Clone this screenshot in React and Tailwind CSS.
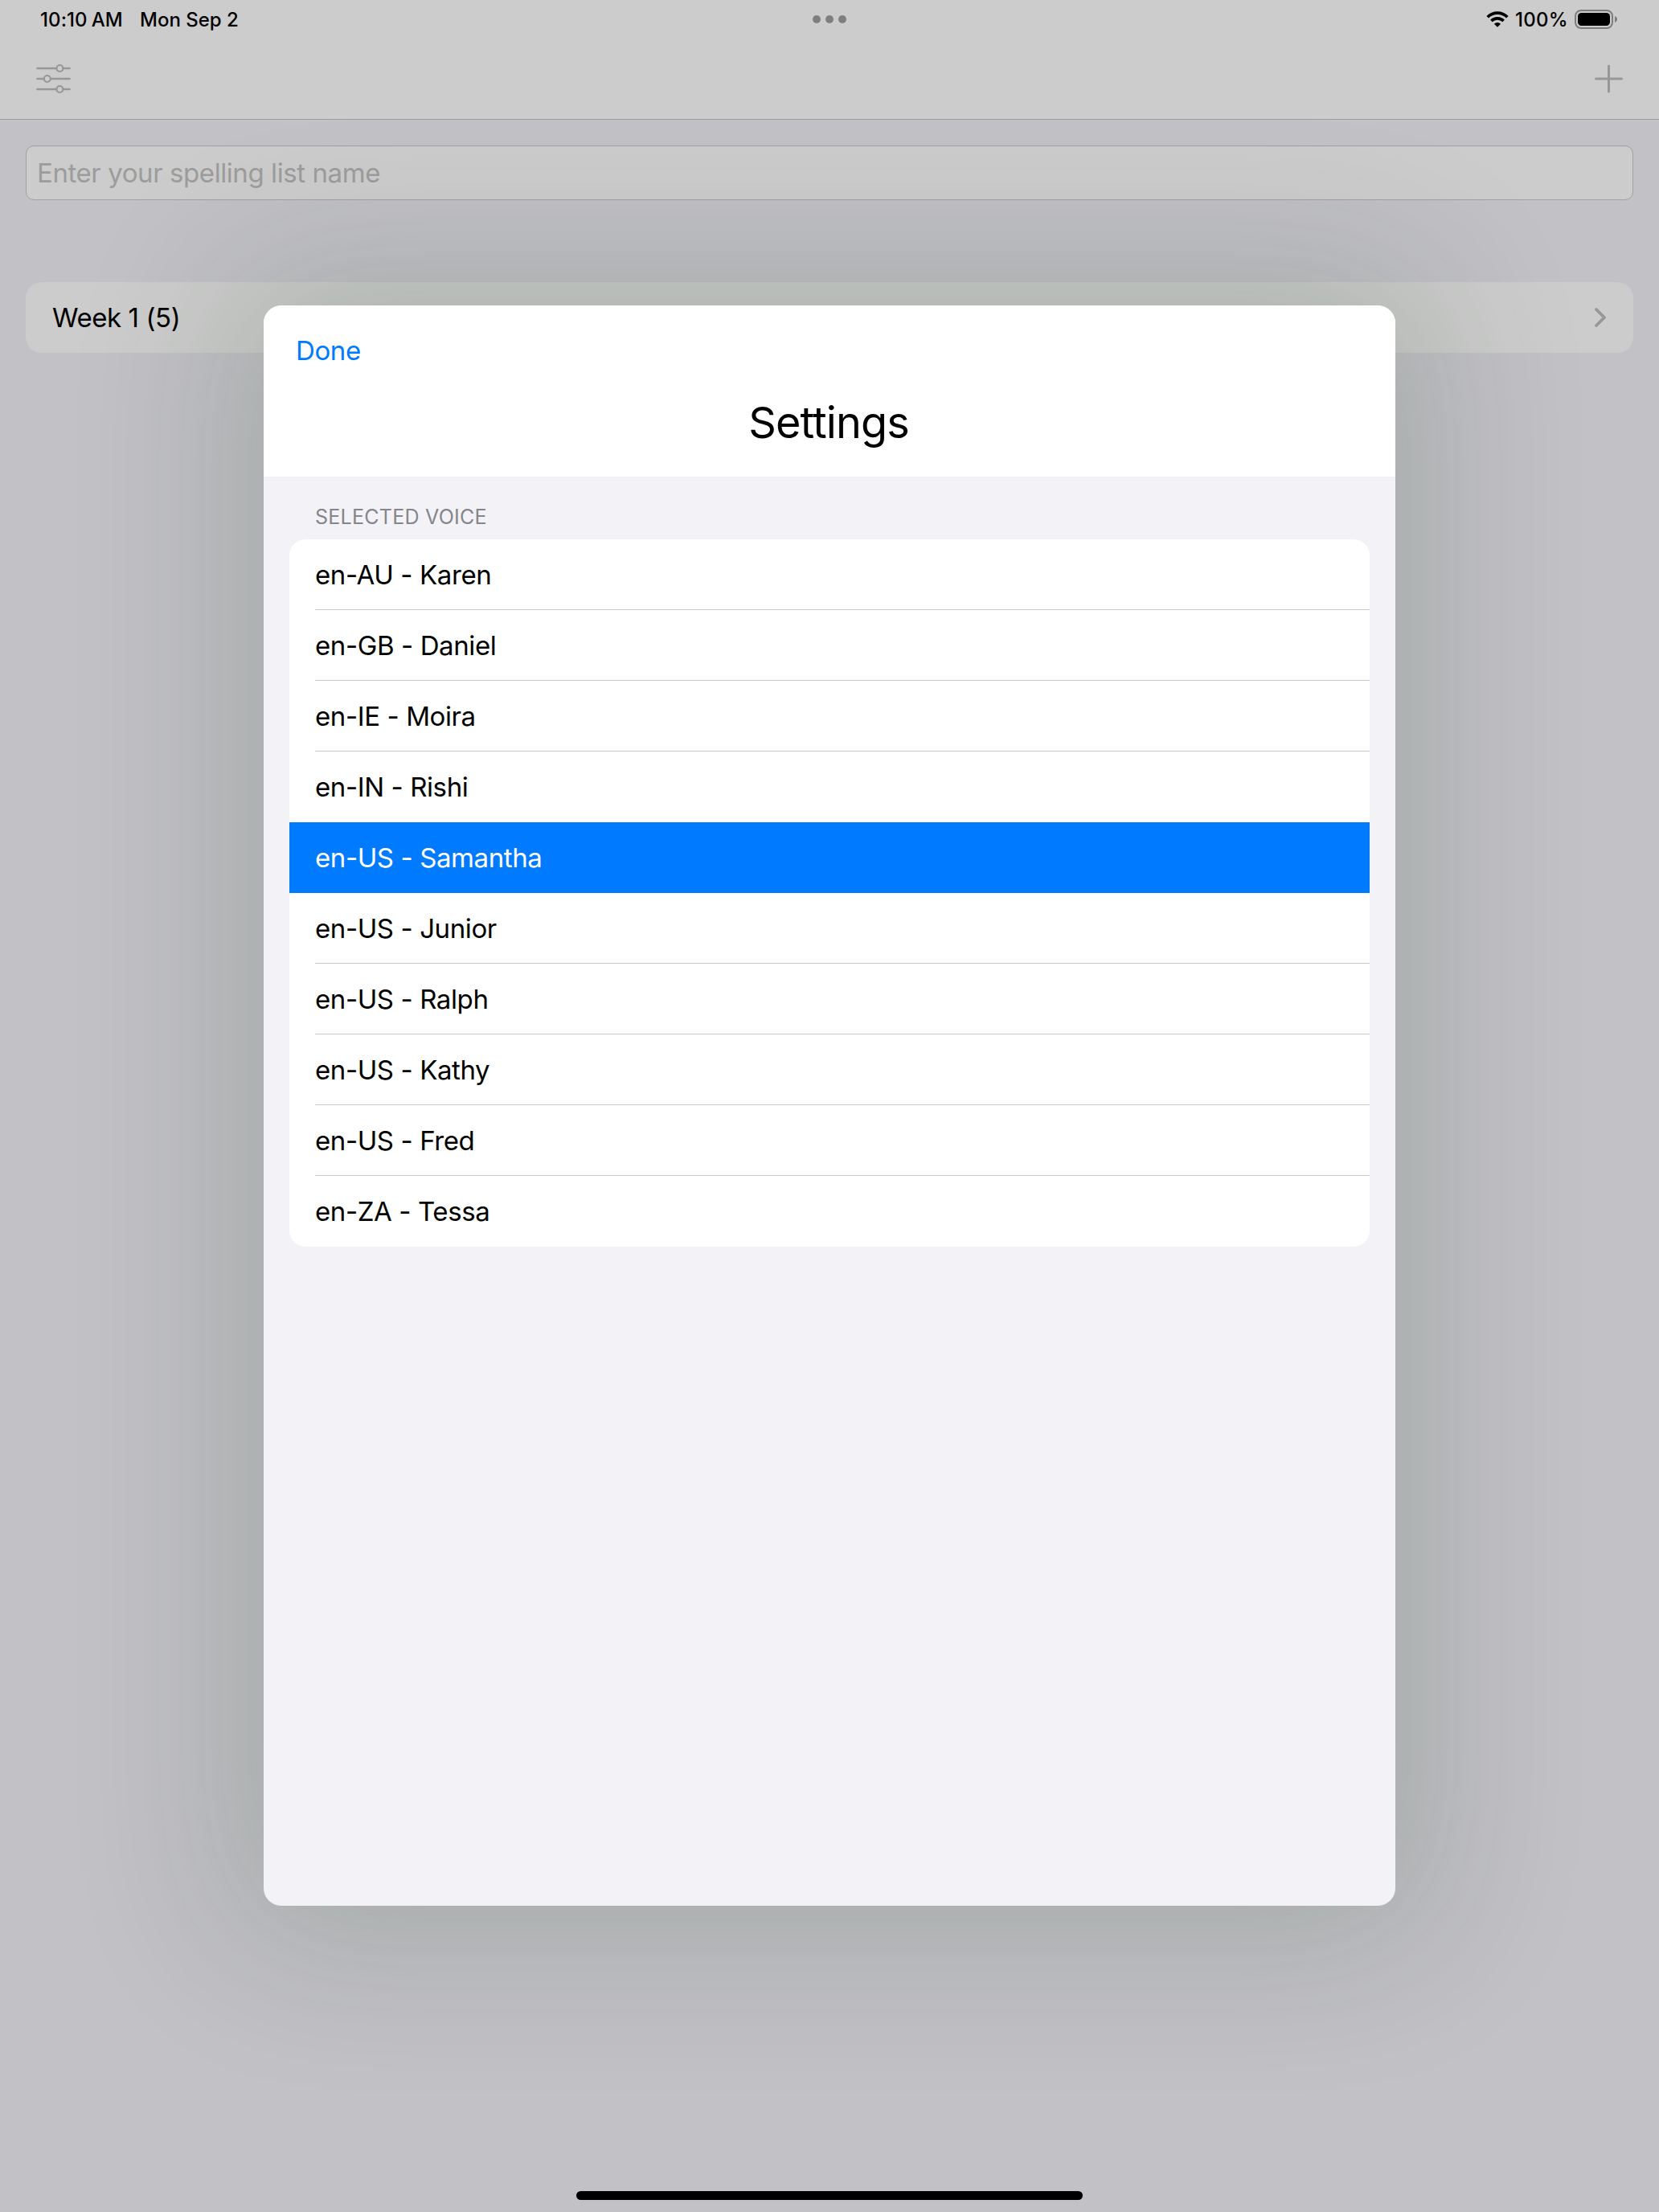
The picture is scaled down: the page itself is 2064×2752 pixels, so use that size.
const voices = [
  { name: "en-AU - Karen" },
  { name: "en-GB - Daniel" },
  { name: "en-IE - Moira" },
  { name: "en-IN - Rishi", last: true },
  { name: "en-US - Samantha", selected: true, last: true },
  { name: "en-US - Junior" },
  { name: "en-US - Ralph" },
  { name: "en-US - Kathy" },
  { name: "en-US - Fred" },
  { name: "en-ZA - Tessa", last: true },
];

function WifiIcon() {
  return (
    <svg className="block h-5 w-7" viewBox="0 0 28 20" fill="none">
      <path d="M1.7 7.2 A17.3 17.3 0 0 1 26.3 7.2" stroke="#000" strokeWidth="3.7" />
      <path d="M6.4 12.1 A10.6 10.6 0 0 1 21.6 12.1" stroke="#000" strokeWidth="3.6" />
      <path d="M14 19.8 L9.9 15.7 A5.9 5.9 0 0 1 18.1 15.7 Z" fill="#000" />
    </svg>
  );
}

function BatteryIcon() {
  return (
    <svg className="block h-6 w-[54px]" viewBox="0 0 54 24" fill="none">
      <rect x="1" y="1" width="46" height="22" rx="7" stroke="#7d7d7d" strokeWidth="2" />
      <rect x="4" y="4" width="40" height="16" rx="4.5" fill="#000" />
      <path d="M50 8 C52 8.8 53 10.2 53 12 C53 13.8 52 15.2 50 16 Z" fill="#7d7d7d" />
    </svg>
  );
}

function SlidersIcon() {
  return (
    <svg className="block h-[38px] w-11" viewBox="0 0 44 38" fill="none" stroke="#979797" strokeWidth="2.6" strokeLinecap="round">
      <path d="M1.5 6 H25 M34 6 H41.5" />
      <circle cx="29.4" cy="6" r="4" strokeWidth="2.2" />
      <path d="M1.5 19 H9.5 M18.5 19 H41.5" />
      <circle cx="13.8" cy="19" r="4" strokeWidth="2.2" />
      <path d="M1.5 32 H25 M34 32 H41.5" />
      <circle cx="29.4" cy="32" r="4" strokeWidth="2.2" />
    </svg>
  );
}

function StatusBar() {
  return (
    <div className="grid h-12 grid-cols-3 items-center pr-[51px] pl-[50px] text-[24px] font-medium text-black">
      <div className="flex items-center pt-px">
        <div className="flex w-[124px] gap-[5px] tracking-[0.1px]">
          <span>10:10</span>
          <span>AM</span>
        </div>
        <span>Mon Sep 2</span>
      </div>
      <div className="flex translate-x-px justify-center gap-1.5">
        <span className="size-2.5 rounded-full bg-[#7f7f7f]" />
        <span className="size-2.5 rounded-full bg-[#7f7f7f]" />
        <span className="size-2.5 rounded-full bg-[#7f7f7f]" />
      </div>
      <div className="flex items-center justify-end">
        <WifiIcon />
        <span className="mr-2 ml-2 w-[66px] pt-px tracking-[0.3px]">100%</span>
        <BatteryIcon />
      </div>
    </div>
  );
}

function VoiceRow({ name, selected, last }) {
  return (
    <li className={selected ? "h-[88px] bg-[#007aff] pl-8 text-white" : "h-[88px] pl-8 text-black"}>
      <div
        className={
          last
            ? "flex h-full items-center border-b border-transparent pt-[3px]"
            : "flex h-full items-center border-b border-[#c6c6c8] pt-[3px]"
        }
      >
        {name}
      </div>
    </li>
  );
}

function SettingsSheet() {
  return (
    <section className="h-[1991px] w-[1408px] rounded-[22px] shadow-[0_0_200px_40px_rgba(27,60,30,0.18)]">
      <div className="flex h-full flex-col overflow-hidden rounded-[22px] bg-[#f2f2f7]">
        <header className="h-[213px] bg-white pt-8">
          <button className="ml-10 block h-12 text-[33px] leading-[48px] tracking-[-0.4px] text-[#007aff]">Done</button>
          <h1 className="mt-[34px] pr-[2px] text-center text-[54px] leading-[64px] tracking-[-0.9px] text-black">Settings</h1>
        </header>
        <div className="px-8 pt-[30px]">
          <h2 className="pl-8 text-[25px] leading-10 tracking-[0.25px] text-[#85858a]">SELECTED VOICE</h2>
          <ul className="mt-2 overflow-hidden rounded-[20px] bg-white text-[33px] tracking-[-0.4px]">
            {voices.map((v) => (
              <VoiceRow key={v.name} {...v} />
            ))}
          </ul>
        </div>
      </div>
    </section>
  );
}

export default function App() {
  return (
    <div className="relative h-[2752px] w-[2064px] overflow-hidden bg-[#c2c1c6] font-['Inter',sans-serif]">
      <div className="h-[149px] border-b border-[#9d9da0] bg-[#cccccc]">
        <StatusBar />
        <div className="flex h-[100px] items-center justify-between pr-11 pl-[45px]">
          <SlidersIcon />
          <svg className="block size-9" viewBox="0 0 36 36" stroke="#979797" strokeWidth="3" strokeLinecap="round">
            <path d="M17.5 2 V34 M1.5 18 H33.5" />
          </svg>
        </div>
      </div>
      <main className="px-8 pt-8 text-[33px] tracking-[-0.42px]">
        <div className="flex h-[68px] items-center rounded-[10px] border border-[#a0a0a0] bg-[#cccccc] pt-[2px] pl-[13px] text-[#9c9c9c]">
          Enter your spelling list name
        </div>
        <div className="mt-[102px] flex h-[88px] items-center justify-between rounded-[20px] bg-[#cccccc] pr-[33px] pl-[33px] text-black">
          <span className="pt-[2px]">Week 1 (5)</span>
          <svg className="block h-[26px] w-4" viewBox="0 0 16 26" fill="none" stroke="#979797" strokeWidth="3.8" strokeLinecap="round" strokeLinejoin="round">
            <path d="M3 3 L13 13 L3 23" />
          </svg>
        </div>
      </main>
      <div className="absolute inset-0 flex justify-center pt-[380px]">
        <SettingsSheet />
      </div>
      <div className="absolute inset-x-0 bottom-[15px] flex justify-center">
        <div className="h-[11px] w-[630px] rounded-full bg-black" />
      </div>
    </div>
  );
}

• **Instructions for the task**
Copy each line in full and exactly, omitting any picture.

• **Answer in full**
Clone this screenshot in React and Tailwind CSS.
The picture is scaled down: the page itself is 2064×2752 pixels, so use that size.
const voices = [
  { name: "en-AU - Karen" },
  { name: "en-GB - Daniel" },
  { name: "en-IE - Moira" },
  { name: "en-IN - Rishi", last: true },
  { name: "en-US - Samantha", selected: true, last: true },
  { name: "en-US - Junior" },
  { name: "en-US - Ralph" },
  { name: "en-US - Kathy" },
  { name: "en-US - Fred" },
  { name: "en-ZA - Tessa", last: true },
];

function WifiIcon() {
  return (
    <svg className="block h-5 w-7" viewBox="0 0 28 20" fill="none">
      <path d="M1.7 7.2 A17.3 17.3 0 0 1 26.3 7.2" stroke="#000" strokeWidth="3.7" />
      <path d="M6.4 12.1 A10.6 10.6 0 0 1 21.6 12.1" stroke="#000" strokeWidth="3.6" />
      <path d="M14 19.8 L9.9 15.7 A5.9 5.9 0 0 1 18.1 15.7 Z" fill="#000" />
    </svg>
  );
}

function BatteryIcon() {
  return (
    <svg className="block h-6 w-[54px]" viewBox="0 0 54 24" fill="none">
      <rect x="1" y="1" width="46" height="22" rx="7" stroke="#7d7d7d" strokeWidth="2" />
      <rect x="4" y="4" width="40" height="16" rx="4.5" fill="#000" />
      <path d="M50 8 C52 8.8 53 10.2 53 12 C53 13.8 52 15.2 50 16 Z" fill="#7d7d7d" />
    </svg>
  );
}

function SlidersIcon() {
  return (
    <svg className="block h-[38px] w-11" viewBox="0 0 44 38" fill="none" stroke="#979797" strokeWidth="2.6" strokeLinecap="round">
      <path d="M1.5 6 H25 M34 6 H41.5" />
      <circle cx="29.4" cy="6" r="4" strokeWidth="2.2" />
      <path d="M1.5 19 H9.5 M18.5 19 H41.5" />
      <circle cx="13.8" cy="19" r="4" strokeWidth="2.2" />
      <path d="M1.5 32 H25 M34 32 H41.5" />
      <circle cx="29.4" cy="32" r="4" strokeWidth="2.2" />
    </svg>
  );
}

function StatusBar() {
  return (
    <div className="grid h-12 grid-cols-3 items-center pr-[51px] pl-[50px] text-[24px] font-medium text-black">
      <div className="flex items-center pt-px">
        <div className="flex w-[124px] gap-[5px] tracking-[0.1px]">
          <span>10:10</span>
          <span>AM</span>
        </div>
        <span>Mon Sep 2</span>
      </div>
      <div className="flex translate-x-px justify-center gap-1.5">
        <span className="size-2.5 rounded-full bg-[#7f7f7f]" />
        <span className="size-2.5 rounded-full bg-[#7f7f7f]" />
        <span className="size-2.5 rounded-full bg-[#7f7f7f]" />
      </div>
      <div className="flex items-center justify-end">
        <WifiIcon />
        <span className="mr-2 ml-2 w-[66px] pt-px tracking-[0.3px]">100%</span>
        <BatteryIcon />
      </div>
    </div>
  );
}

function VoiceRow({ name, selected, last }) {
  return (
    <li className={selected ? "h-[88px] bg-[#007aff] pl-8 text-white" : "h-[88px] pl-8 text-black"}>
      <div
        className={
          last
            ? "flex h-full items-center border-b border-transparent pt-[3px]"
            : "flex h-full items-center border-b border-[#c6c6c8] pt-[3px]"
        }
      >
        {name}
      </div>
    </li>
  );
}

function SettingsSheet() {
  return (
    <section className="h-[1991px] w-[1408px] rounded-[22px] shadow-[0_0_200px_40px_rgba(27,60,30,0.18)]">
      <div className="flex h-full flex-col overflow-hidden rounded-[22px] bg-[#f2f2f7]">
        <header className="h-[213px] bg-white pt-8">
          <button className="ml-10 block h-12 text-[33px] leading-[48px] tracking-[-0.4px] text-[#007aff]">Done</button>
          <h1 className="mt-[34px] pr-[2px] text-center text-[54px] leading-[64px] tracking-[-0.9px] text-black">Settings</h1>
        </header>
        <div className="px-8 pt-[30px]">
          <h2 className="pl-8 text-[25px] leading-10 tracking-[0.25px] text-[#85858a]">SELECTED VOICE</h2>
          <ul className="mt-2 overflow-hidden rounded-[20px] bg-white text-[33px] tracking-[-0.4px]">
            {voices.map((v) => (
              <VoiceRow key={v.name} {...v} />
            ))}
          </ul>
        </div>
      </div>
    </section>
  );
}

export default function App() {
  return (
    <div className="relative h-[2752px] w-[2064px] overflow-hidden bg-[#c2c1c6] font-['Inter',sans-serif]">
      <div className="h-[149px] border-b border-[#9d9da0] bg-[#cccccc]">
        <StatusBar />
        <div className="flex h-[100px] items-center justify-between pr-11 pl-[45px]">
          <SlidersIcon />
          <svg className="block size-9" viewBox="0 0 36 36" stroke="#979797" strokeWidth="3" strokeLinecap="round">
            <path d="M17.5 2 V34 M1.5 18 H33.5" />
          </svg>
        </div>
      </div>
      <main className="px-8 pt-8 text-[33px] tracking-[-0.42px]">
        <div className="flex h-[68px] items-center rounded-[10px] border border-[#a0a0a0] bg-[#cccccc] pt-[2px] pl-[13px] text-[#9c9c9c]">
          Enter your spelling list name
        </div>
        <div className="mt-[102px] flex h-[88px] items-center justify-between rounded-[20px] bg-[#cccccc] pr-[33px] pl-[33px] text-black">
          <span className="pt-[2px]">Week 1 (5)</span>
          <svg className="block h-[26px] w-4" viewBox="0 0 16 26" fill="none" stroke="#979797" strokeWidth="3.8" strokeLinecap="round" strokeLinejoin="round">
            <path d="M3 3 L13 13 L3 23" />
          </svg>
        </div>
      </main>
      <div className="absolute inset-0 flex justify-center pt-[380px]">
        <SettingsSheet />
      </div>
      <div className="absolute inset-x-0 bottom-[15px] flex justify-center">
        <div className="h-[11px] w-[630px] rounded-full bg-black" />
      </div>
    </div>
  );
}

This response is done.